Michael and I have been talking for weeks about calling the vet to make an appointment to put her to sleep. Yesterday I called and the appointment is today at noon. Michael will be taking her by himself. Oddly comforting in that he got her alone and now he’s letting her go alone. Oddly.
Last night when Michael told the kids about Sadie’s appointment, Olivia burst into tears. I was editing the pictures for this post and my sight was suddenly blurred by tears. I feel so bad for Olivia. She’s cared for the dogs so much over the past year+, and she’s done a remarkable job for a girl of only ten. This is definitely going to be hard on her.
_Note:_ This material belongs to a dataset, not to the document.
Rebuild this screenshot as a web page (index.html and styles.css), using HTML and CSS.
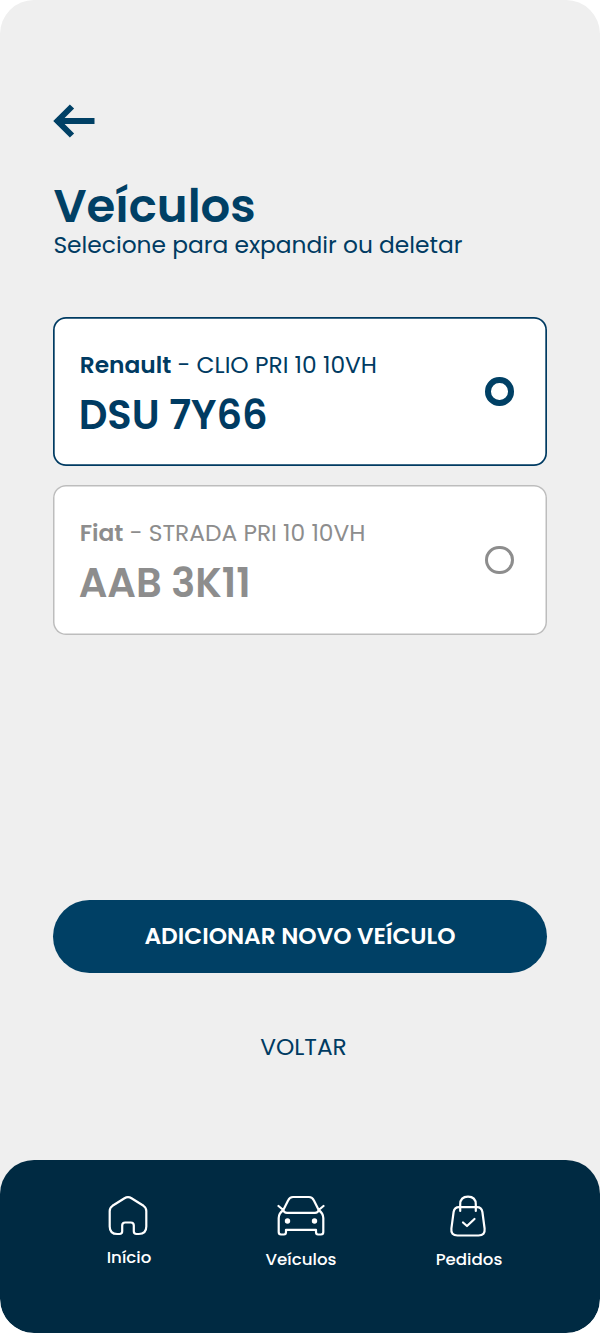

She’s strong, though, and I have faith that she will be able to channel this grief into even more of an appreciation for her love of animals. I love her compassion and I think this will grow it even more.
I guess I just have to remember all the wonderful times Sadie has shared with us. We’ll have been married 14 years this September and Sadie just turned 13 in February. That’s going to be the hardest part. Most of the memories I have up till now involve Sadie. I just never want the memories of Sadie to lie dormant within me. Fourteen years from now I’d like to be telling my grandchildren about the time Sadie got a hold of my first ever elephant figurine. Or how she ate a whole tube sock once. Or how she dragged me to the ground when I was four months pregnant with Mikey. Or how she used to tell me that my period was gonna be here soon by smelling my crotch in a certain way. Or how she used to lick the little next door neighbor boy’s feet through our fence in New Orleans. Or how she chewed up our headboard and scratched up our foot board. Or how she thought she was human.
No, she didn’t think she was human…she knew she was! Indeed this dog never thought of herself as a dog.
She’s Sadie Girl Lane and this post was written for her
She’s Sadie Girl Lane and she is the one who gave me my first taste of motherhood.
She’s Sadie Girl Lane and I will always love and miss her.